— BEGIN Source excerpt —

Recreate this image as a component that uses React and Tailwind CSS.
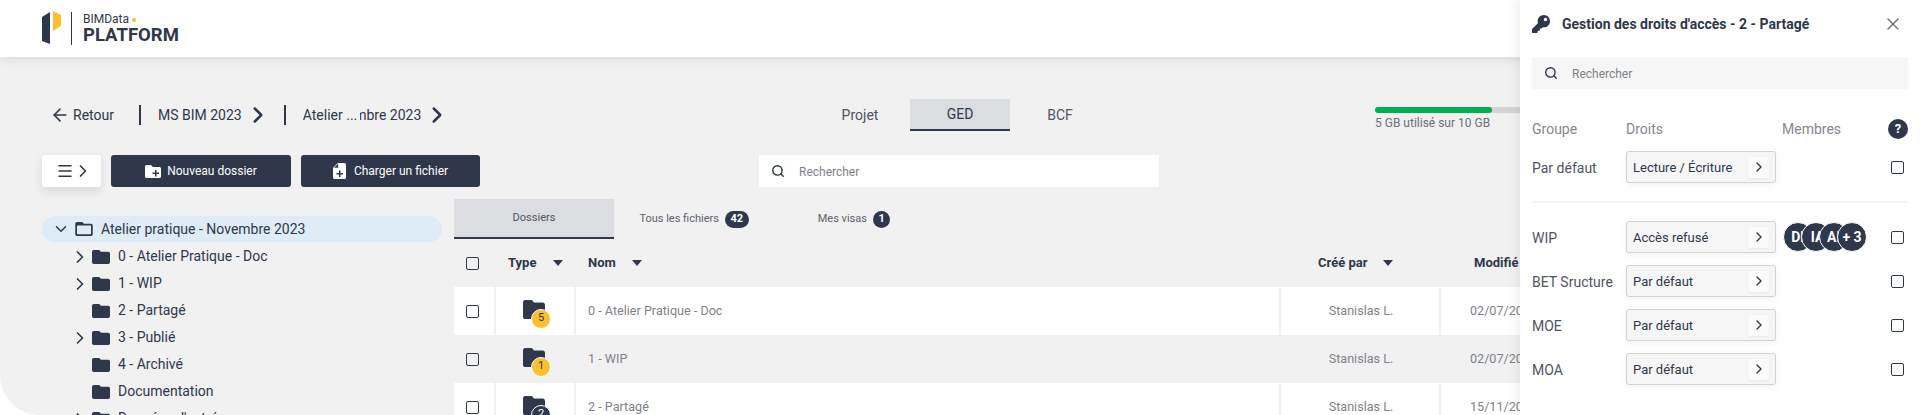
import React from "react";
import { ArrowLeft, ChevronRight, ChevronDown, Menu, Search, X } from "lucide-react";
import { FaKey } from "react-icons/fa";

const FOLDER = "M10 4H4c-1.1 0-2 .9-2 2v12c0 1.1.9 2 2 2h16c1.1 0 2-.9 2-2V8c0-1.1-.9-2-2-2h-8l-2-2z";

const Folder = ({ className }) => (
  <svg viewBox="2 4 20 16" className={className} fill="currentColor" preserveAspectRatio="none"><path d={FOLDER} /></svg>
);

const Check = ({ className = "" }) => (
  <div className={`w-[13px] h-[13px] shrink-0 border-[1.5px] border-[#2f374a] rounded-[2px] ${className}`} />
);

const Caret = () => (
  <svg width="10" height="6" viewBox="0 0 10 6" className="text-[#2f374a]" fill="currentColor"><path d="M0 0h10L5 6z" /></svg>
);

const Crumb = ({ children }) => (
  <div className="flex items-center">
    <div className="w-[2px] h-[20px] bg-[#2f374a] mr-[17px]" />
    {children}
    <ChevronRight size={26} strokeWidth={2.3} className="ml-[3px] mr-[13px] text-[#2f374a]" />
  </div>
);

const TreeRow = ({ label, arrow }) => (
  <div className="flex items-center h-[27px] pl-[31px]">
    <div className="w-[20px] shrink-0">
      {arrow && <ChevronRight size={20} strokeWidth={2} className="text-[#2f374a] -ml-[3px]" />}
    </div>
    <Folder className="w-[18px] h-[14px] text-[#2f374a] ml-[-1px]" />
    <span className="ml-[8px] whitespace-nowrap">{label}</span>
  </div>
);

const TableRow = ({ white, name, date, count, dark }) => {
  const bg = white ? "bg-white" : "";
  return (
    <div className="flex h-[48px] gap-[2px] text-[12.6px] text-[#7f8289]">
      <div className={`w-[40px] flex items-center pl-[12px] ${bg}`}><Check /></div>
      <div className={`w-[78px] flex items-center justify-center ${bg}`}>
        <div className="relative w-[22px] h-[19px] text-[#2f374a] -mt-[4px] -ml-[2px]">
          <Folder className="w-[22px] h-[19px]" />
          <div className={`absolute left-[8px] top-[9px] w-[20px] h-[20px] rounded-full border border-white flex items-center justify-center text-[11px] ${dark ? "bg-[#2f374a] text-white" : "bg-[#fbc02d] text-[#2f374a]"}`}>{count}</div>
        </div>
      </div>
      <div className={`w-[703px] flex items-center pl-[12px] ${bg}`}>{name}</div>
      <div className={`w-[158px] flex items-center justify-center pl-[2px] ${bg}`}>Stanislas L.</div>
      <div className={`flex-1 flex items-center pl-[29px] ${bg}`}>{date}</div>
    </div>
  );
};

const Pill = ({ children }) => (
  <span className="ml-[6px] h-[17px] min-w-[17px] px-[5.5px] rounded-full bg-[#2f374a] text-white text-[11px] font-bold flex items-center justify-center">{children}</span>
);

const Right = ({ label, value, avatars }) => (
  <div className="flex items-center h-[32px]">
    <div className="w-[94px] text-[14px] text-[#4f5463] whitespace-nowrap mt-[2px]">{label}</div>
    <div className="w-[150px] h-[32px] flex items-center justify-between pl-[6px] pr-[6px] border border-[#d2d2d2] rounded-[3px] bg-[#f6f6f6] text-[13px] text-[#2f374a] shadow-[0_2px_6px_rgba(0,0,0,0.05)]">
      <span className="mt-[1px]">{value}</span>
      <span className="w-[21px] h-[21px] rounded-[3px] bg-[#fbfbfb] shadow-[0_1px_3px_rgba(0,0,0,0.06)] flex items-center justify-center"><ChevronRight size={16} strokeWidth={2} /></span>
    </div>
    <div className="flex-1 flex items-center pl-[7px]">
      {avatars && ["DL", "IA", "AL", "+ 3"].map((a, i) => (
        <div key={a} className={`w-[30px] h-[30px] rounded-full bg-[#2f374a] border border-white text-white text-[14px] font-bold flex items-center justify-center whitespace-pre ${i ? "-ml-[12px]" : ""} ${i < 3 ? "pl-[3px]" : ""}`}>{a}</div>
      ))}
    </div>
    <Check className="mr-[4px]" />
  </div>
);

export default function App() {
  return (
    <div className="relative h-[415px] w-[1920px] overflow-hidden bg-white font-['Roboto',sans-serif] text-[#2f374a]">
      <div className="h-full rounded-bl-[40px] bg-[#f1f1f1] overflow-hidden">
        <header className="relative z-10 h-[57px] bg-white shadow-[0_2px_10px_rgba(0,0,0,0.1)] flex items-center pl-[42px]">
          <svg width="20" height="34" viewBox="42 7 20 34" className="mb-[1px]">
            <path d="M42 13l8-5v32l-8-3z" fill="#2f374a" />
            <path d="M53 7l8 4v11l-8 5z" fill="#fbc02d" />
          </svg>
          <div className="w-px h-[33px] bg-[#2f374a] ml-[9px] mr-[11px] mb-[1px]" />
          <div className="flex flex-col -mt-[1px]">
            <div className="flex items-center text-[12px] leading-[14px] text-[#2f374a]">BIMData<span className="w-[4px] h-[4px] rounded-full bg-[#fbc02d] ml-[3px] mt-[3px]" /></div>
            <div className="text-[18.5px] leading-[19px] font-bold">PLATFORM</div>
          </div>
        </header>

        <div className="flex items-center h-[32px] mt-[42px] pl-[42px]">
          <div className="w-[768px] flex items-center text-[14px]">
            <div className="w-[97px] flex items-center pl-[8px]">
              <ArrowLeft size={20} strokeWidth={1.9} />
              <span className="ml-[3px]">Retour</span>
            </div>
            <Crumb>MS BIM 2023</Crumb>
            <Crumb>
              <span className="whitespace-nowrap">Atelier ...</span>
              <span className="w-[61px] overflow-hidden flex justify-end whitespace-nowrap ml-[3px]">mbre 2023</span>
            </Crumb>
          </div>
          <div className="flex text-[14px]">
            <div className="w-[100px] h-[32px] flex items-center justify-center text-[#4f5463]">Projet</div>
            <div className="w-[100px] h-[32px] flex items-center justify-center bg-[#dcdde0] border-b-2 border-[#2f374a]">GED</div>
            <div className="w-[100px] h-[32px] flex items-center justify-center text-[#4f5463]">BCF</div>
          </div>
          <div className="ml-[265px] w-[234px] mt-[7px]">
            <div className="h-[6px] rounded-full bg-[#d4d4d4]"><div className="h-full w-1/2 rounded-full bg-[#00b050]" /></div>
            <div className="mt-[2px] text-[12px] leading-[16px] text-[#6b6f78]">5 GB utilisé sur 10 GB</div>
          </div>
        </div>

        <div className="flex items-center h-[32px] mt-[24px] pl-[42px]">
          <div className="w-[59px] h-[32px] bg-white rounded-[3px] shadow-[0_4px_10px_rgba(0,0,0,0.1)] flex items-center justify-center pl-[6px]">
            <Menu size={18} strokeWidth={2} />
            <ChevronRight size={20} strokeWidth={2} className="-ml-[1px]" />
          </div>
          <button className="ml-[10px] w-[180px] h-[32px] bg-[#2f374a] rounded-[3px] text-white text-[12px] flex items-center justify-center">
            <svg width="16" height="13" viewBox="0 0 16 13" className="mr-[6px]"><path d="M1.5 0H6l2 2h6.5A1.5 1.5 0 0 1 16 3.5v8a1.5 1.5 0 0 1-1.5 1.5h-13A1.5 1.5 0 0 1 0 11.5v-10A1.5 1.5 0 0 1 1.5 0z" fill="#fff" /><path d="M10 5v2.5H7.5V9H10v2.5h1.5V9H14V7.5h-2.5V5z" fill="#2f374a" /></svg>
            Nouveau dossier
          </button>
          <button className="ml-[10px] w-[179px] h-[32px] bg-[#2f374a] rounded-[3px] text-white text-[12px] flex items-center justify-center">
            <svg width="13" height="16" viewBox="0 0 13 16" className="mr-[8px]"><path d="M5 0h6.5A1.5 1.5 0 0 1 13 1.5v13a1.5 1.5 0 0 1-1.5 1.5h-10A1.5 1.5 0 0 1 0 14.5V5z" fill="#fff" /><path d="M5.5 0v5H.5z" fill="#2f374a" stroke="#fff" strokeWidth=".6" /><path d="M6 7.5V10H3.5v1.5H6V14h1.500v-2.500H10V10H7.500V7.500z" fill="#2f374a" /></svg>
            Charger un fichier
          </button>
          <div className="ml-[279px] w-[400px] h-[32px] bg-white flex items-center pl-[12px] text-[12px] text-[#7f8289]">
            <Search size={14} strokeWidth={2.4} className="text-[#2f374a]" />
            <span className="ml-[14px] mt-[1px]">Rechercher</span>
          </div>
        </div>

        <div className="flex mt-[12px]">
          <div className="ml-[42px] w-[400px] pt-[17px] text-[14px]">
            <div className="h-[26px] rounded-full bg-[#deecf8] flex items-center pl-[11px] mb-[1px]">
              <ChevronDown size={18} strokeWidth={2} className="-ml-[1px]" />
              <svg viewBox="2 4 20 16" className="w-[18px] h-[14px] ml-[5px]" fill="currentColor"><path d="M20 6h-8l-2-2H4c-1.1 0-2 .9-2 2v12c0 1.1.9 2 2 2h16c1.1 0 2-.9 2-2V8c0-1.1-.9-2-2-2zm0 12H4V8h16v10z" /></svg>
              <span className="ml-[8px] whitespace-nowrap">Atelier pratique - Novembre 2023</span>
            </div>
            <TreeRow label="0 - Atelier Pratique - Doc" arrow />
            <TreeRow label="1 - WIP" arrow />
            <TreeRow label="2 - Partagé" />
            <TreeRow label="3 - Publié" arrow />
            <TreeRow label="4 - Archivé" />
            <TreeRow label="Documentation" />
            <TreeRow label="Données d'entrée" arrow />
          </div>

          <div className="ml-[12px] flex-1">
            <div className="flex h-[40px] text-[11px] text-[#5e626d]">
              <div className="w-[160px] bg-[#dcdde0] border-b-2 border-[#2f374a] flex items-center justify-center text-[#4f5463]">Dossiers</div>
              <div className="w-[160px] flex items-center justify-center pt-[1px]">Tous les fichiers<Pill>42</Pill></div>
              <div className="w-[160px] flex items-center justify-center pt-[1px]">Mes visas<Pill>1</Pill></div>
            </div>
            <div className="flex h-[48px] items-center text-[13px] font-bold">
              <div className="w-[54px] pl-[12px]"><Check /></div>
              <span className="w-[28px]">Type</span>
              <span className="ml-[17px]"><Caret /></span>
              <span className="ml-[25px] w-[27px]">Nom</span>
              <span className="ml-[17px]"><Caret /></span>
              <span className="ml-[676px] w-[48px] whitespace-nowrap">Créé par</span>
              <span className="ml-[17px]"><Caret /></span>
              <span className="ml-[81px]">Modifié</span>
            </div>
            <TableRow white name="0 - Atelier Pratique - Doc" date="02/07/2024" count="5" />
            <TableRow name="1 - WIP" date="02/07/2024" count="1" />
            <TableRow white name="2 - Partagé" date="15/11/2023" count="2" dark />
          </div>
        </div>
      </div>

      <aside className="absolute z-20 right-0 top-0 w-[400px] h-[415px] bg-white shadow-[-4px_0_10px_rgba(0,0,0,0.06)] px-[12px]">
        <div className="flex items-center h-[24px] mt-[12px]">
          <FaKey size={18} className="text-[#2f374a] mb-[1px]" />
          <span className="ml-[12px] text-[14px] font-bold text-[#2f374a] whitespace-nowrap">Gestion des droits d'accès - 2 - Partagé</span>
          <X size={20} strokeWidth={1.6} className="ml-auto mr-[5px] text-[#6b6f78]" />
        </div>
        <div className="mt-[21px] h-[32px] bg-[#f6f6f6] flex items-center pl-[12px] text-[12px] text-[#7f8289]">
          <Search size={14} strokeWidth={2.4} className="text-[#2f374a]" />
          <span className="ml-[14px] mt-[1px]">Rechercher</span>
        </div>
        <div className="mt-[30px] flex items-center h-[20px] text-[14px] text-[#85888f]">
          <span className="w-[94px]">Groupe</span>
          <span className="w-[156px]">Droits</span>
          <span>Membres</span>
          <span className="ml-auto w-[20px] h-[20px] rounded-full bg-[#2f374a] text-white text-[13px] font-bold flex items-center justify-center">?</span>
        </div>
        <div className="mt-[12px]"><Right label="Par défaut" value="Lecture / Écriture" /></div>
        <div className="mt-[18px] h-[2px] bg-[#f3f3f3]" />
        <div className="mt-[18px] flex flex-col gap-[12px]">
          <Right label="WIP" value="Accès refusé" avatars />
          <Right label="BET Sructure" value="Par défaut" />
          <Right label="MOE" value="Par défaut" />
          <Right label="MOA" value="Par défaut" />
        </div>
      </aside>
    </div>
  );
}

— END Source excerpt —

• Exercise goal:
Exactly as they appear, print the lines of the listing above from its first line through the line that contains "4H4c-1.1 0-2 .9-2", minus the pictures.

• Problem solution:
Recreate this image as a component that uses React and Tailwind CSS.
import React from "react";
import { ArrowLeft, ChevronRight, ChevronDown, Menu, Search, X } from "lucide-react";
import { FaKey } from "react-icons/fa";

const FOLDER = "M10 4H4c-1.1 0-2 .9-2 2v12c0 1.1.9 2 2 2h16c1.1 0 2-.9 2-2V8c0-1.1-.9-2-2-2h-8l-2-2z";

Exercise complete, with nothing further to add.